In private correspondence, Mr. Oscar Adam Hammerstein has advised:

   "the Republic Theatre, built next door to the Victoria by Oscar Hammerstein the 1st in 1900,
  was renovated in the late 1990s. The Victoria next door was razed to create the Rialto before
  1920 and that was razed to make way for the Reuters building now on that site"

   "The Republic was originally a legit play house, before it became Minsky's Burlesque in the
  1930s and then a faceless "porn" house for a few decades more. Its former glory was never
  vaudeville."

Oscar Hammerstein II studied Law at New York's Columbia University before he finally turned to music for his career. The fruits of his life are as fabled as those of his famous father.

Between 1920 and 1949, Oscar would contribute his talents to over 45 Musical shows.
Oscar Hammerstein, II was America's second most prolific lyricist. (Irving Berlin was first, -and he also wrote the music.) Hammerstein collaborated with many of the best composers, including Jerome Kern, Sigmund Romberg, Rudolf Friml, George Gershwin, and Vincent Youmans. After an eleven year run of bad luck, he teamed with the composer Richard Rodgers, and virtually re-invented the American theater. The team of Rodgers and Hart, was falling apart due to Hart's drinking problem. (A year later, Lorenz Hart died.) Oscar wrote his greatest lyrics in the period spanning the 1920's to the 1950's.

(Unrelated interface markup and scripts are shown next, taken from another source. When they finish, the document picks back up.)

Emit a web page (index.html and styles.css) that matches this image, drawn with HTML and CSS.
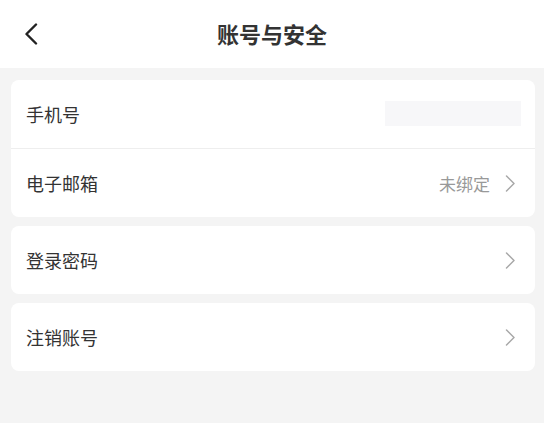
FILE: index.html
```html
<!DOCTYPE html>
<html lang="zh-CN">
<head>
<meta charset="utf-8">
<title>账号与安全</title>
<link rel="stylesheet" href="styles.css">
</head>
<body>
<div class="page">
  <header class="nav">
    <span class="back">
      <svg width="14" height="22" viewBox="0 0 14 22"><path d="M12 1.5 L2.5 11 L12 20.5" fill="none" stroke="#222" stroke-width="2.4" stroke-linecap="round" stroke-linejoin="round"/></svg>
    </span>
    <h1 class="title">账号与安全</h1>
  </header>
  <main class="content">
    <section class="card">
      <div class="row">
        <span class="label">手机号</span>
        <span class="masked"></span>
      </div>
      <div class="divider"></div>
      <div class="row">
        <span class="label">电子邮箱</span>
        <span class="value">未绑定</span>
        <svg class="arrow" width="11" height="17" viewBox="0 0 11 17"><path d="M1.5 1 L9 8.5 L1.5 16" fill="none" stroke="#a8a8a8" stroke-width="1.5" stroke-linecap="round" stroke-linejoin="round"/></svg>
      </div>
    </section>
    <section class="card">
      <div class="row">
        <span class="label">登录密码</span>
        <svg class="arrow" width="11" height="17" viewBox="0 0 11 17"><path d="M1.5 1 L9 8.5 L1.5 16" fill="none" stroke="#a8a8a8" stroke-width="1.5" stroke-linecap="round" stroke-linejoin="round"/></svg>
      </div>
    </section>
    <section class="card">
      <div class="row">
        <span class="label">注销账号</span>
        <svg class="arrow" width="11" height="17" viewBox="0 0 11 17"><path d="M1.5 1 L9 8.5 L1.5 16" fill="none" stroke="#a8a8a8" stroke-width="1.5" stroke-linecap="round" stroke-linejoin="round"/></svg>
      </div>
    </section>
  </main>
</div>
</body>
</html>
```
FILE: styles.css
```css
html, body {
  margin: 0;
  padding: 0;
  background: #f4f4f4;
  font-family: "Noto Sans CJK SC", "Noto Sans", sans-serif;
}
.page {
  width: 544px;
  min-height: 423px;
  background: #f4f4f4;
}
.nav {
  height: 68px;
  background: #ffffff;
  display: flex;
  align-items: center;
  justify-content: center;
  position: relative;
}
.back {
  position: absolute;
  left: 24px;
  top: 23px;
  display: flex;
}
.title {
  margin: 0;
  font-size: 22px;
  font-weight: 700;
  color: #333333;
  line-height: 1;
  padding-bottom: 3px;
}
.content {
  padding: 12px 9px 0 11px;
  display: flex;
  flex-direction: column;
  gap: 9px;
}
.card {
  background: #ffffff;
  border-radius: 8px;
  overflow: hidden;
}
.row {
  height: 68px;
  display: flex;
  align-items: center;
  padding: 0 19px 0 15px;
}
.label {
  flex: 1;
  font-size: 18px;
  color: #333333;
  line-height: 1;
}
.masked {
  width: 136px;
  height: 25px;
  background: #f7f7f9;
  margin-right: -5px;
  margin-top: -2px;
}
.value {
  font-size: 17px;
  color: #999999;
  line-height: 1;
  margin-right: 15px;
}
.arrow {
  display: block;
}
.divider {
  height: 1px;
  background: #eeeeee;
}
```
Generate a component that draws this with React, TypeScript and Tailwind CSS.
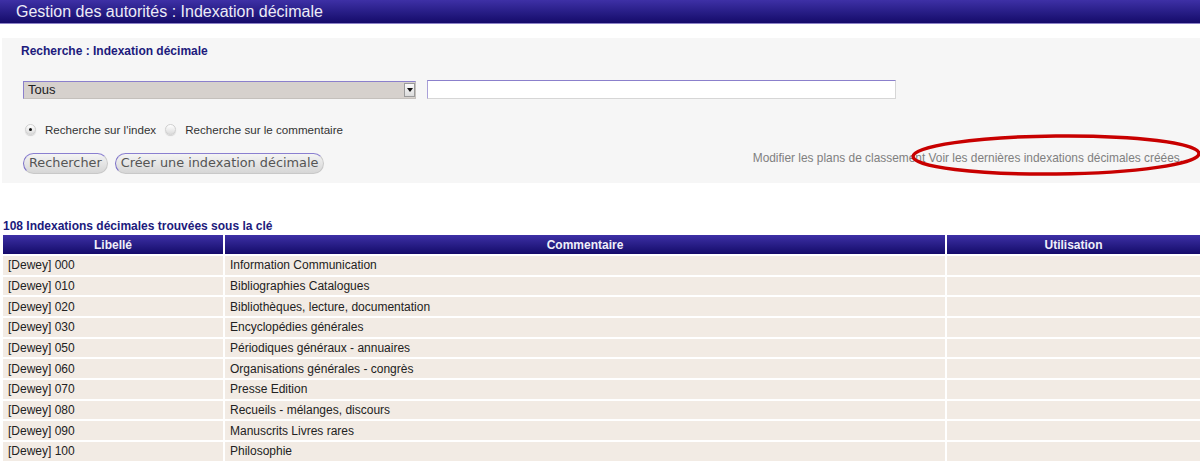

1924 from the Broadway show 'Rose Marie'.
  "Rose Marie"
  "Indian Love Call"

1925 from the Broadway show 'Sunny', Music by Jerome Kern, the co-lyricist was Otto Harbach. The start of the Kern-Hammerstein team, eventually produced the remarkable Broadway show
"Showboat", L-R Oscar Hammerstein, Florenz Ziegfeld and Jerome Kern, talking about Showboat.
  "Sunny"
  "Who?" (A 'Variety' pick for the '50 Year Hit Parade'.)

1926 from the Broadway show 'The Desert Song'. Music by Sigmund Romberg. co-lyricist Otto Harbach
  "The Desert Song"
  "One Alone"
  "The Riff Song", A 'Variety' pick for the '50 Year Hit Parade'.

1927 from the Broadway show 'Show Boat', Music by Jerome Kern.
  "Make Believe"
  "Why Do I Love You?"
  "Ol' Man River"
  "Bill"
  "Can't Help Lovin' Dat Man"
  "You Are Love"

1928 From the Broadway show 'The New Moon', Music Sigmund Romberg.
  "Lover, Come Back to Me"
  "Softly, as in a Morning Sunrise"
  "One Kiss"
  "Wanting You"
  "Stout-Hearted Men"

1929 from the Broadway show 'Sweet Adeline', Music Jerome Kern.
  "Why Was I Born?"

1932 from the Broadway show 'Music in the Air', music Jerome Kern.
  "I've Told Ev'ry Little Star"
  "The Song Is You", Tullio Carminati sang the song.

1935 from the movie 'The Night Is Young', music Sigmund Romberg.
  "When I Grow Too Old to Dream"

1937 from the film 'I'll Take Romance'. Music by Ben Oakland. This film starring Grace Moore was a flop, but the song was so good that Hollywood used it again in three other pictures. (Tony Martin used it in his nightclub act.)
  "I'll Take Romance"

1939 from the Broadway show 'Very Warm for May', music J. Kern.
  "All the Things You Are"

1940 "The Last Time I Saw Paris", Music by Jerome Kern. When the Nazi's occupied Paris in 1940, Oscar Hammerstein wrote the lyric. It is the only Jerome Kern tune in which the lyric was written before the melody. It was interpolated into the 1941 film 'Lady, Be Good!' starring Ann Sothern, even though all the other tunes were by George Gershwin.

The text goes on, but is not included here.